Cognitivism
Cognitivism
The focus
- Learning is an internal mental process.
- Processing, managing, and monitoring information.
- The working of human memory to promote learning.
The cognitivist view of memory
- Memory is an active, organized processor of information.
- Prior knowledge plays an important role in learning.
- Understanding short-term and long-term memory matters.
For the curriculum
- The individual learner matters more than the environment.
- The teacher should build the learner’s intelligence and cognitive development.
Cognitivism looks where behaviorism would not: inside the mind. It treats learning as an internal mental process, not just a change in outward behaviour. The interesting action happens between the ears, in the way a learner takes in, organizes, stores, and retrieves information.
The focus on the mind
Cognitivism centres on how information is handled. It studies the processing of information, the management and monitoring of it, and above all the working of human memory to promote learning. Where behaviorism asks what a learner does, cognitivism asks what a learner’s mind does with what comes in.

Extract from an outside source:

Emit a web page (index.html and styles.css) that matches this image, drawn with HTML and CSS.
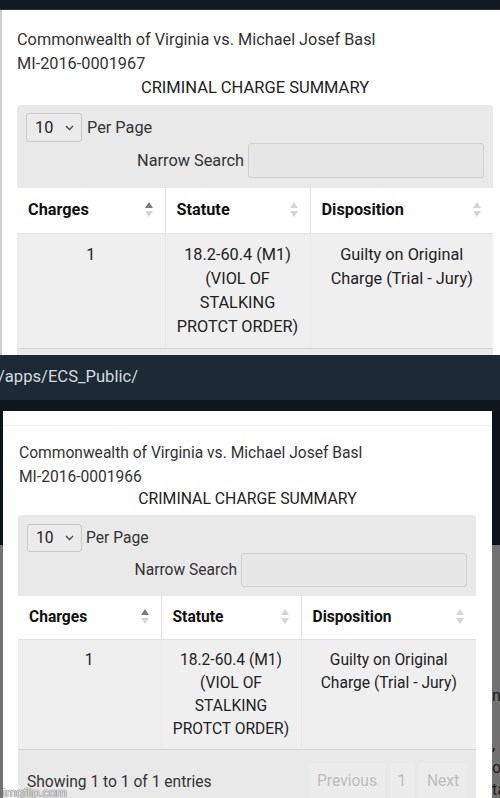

Its view of memory is distinctive. For the cognitivist, the memory system is not a passive store but an active and organized processor of information. New learning is shaped by what is already there, so prior knowledge plays an important role: a learner makes sense of the new by connecting it to the known. Understanding how short-term and long-term memory work is therefore central, because the path from one to the other is the path learning has to travel.
An internal mental process of handling information
It studies processing, managing, and monitoring information, and the working of memory. Memory is an active, organized processor, and prior knowledge shapes what is learned.
What cognitivism asks of the curriculum
Cognitivism shifts the emphasis toward the individual learner. A cognitivist curricularist stresses that the individual learner matters more than the environment, a clear reversal of the behaviorist focus on conditioning from outside. The mind doing the learning is the main thing, not the surroundings acting on it.
That changes the teacher’s job. The teacher should focus on building the intelligence and the cognitive development of the learner: strengthening how the learner thinks, remembers, and processes, not just what behaviours they show. The aim is a more capable mind, better at taking in and working with whatever it meets next.
Building the learner’s intelligence and cognitive development
It treats the individual learner as more important than the environment, so the teacher works to strengthen how the learner thinks, remembers, and processes, not just what they do.
How was this article?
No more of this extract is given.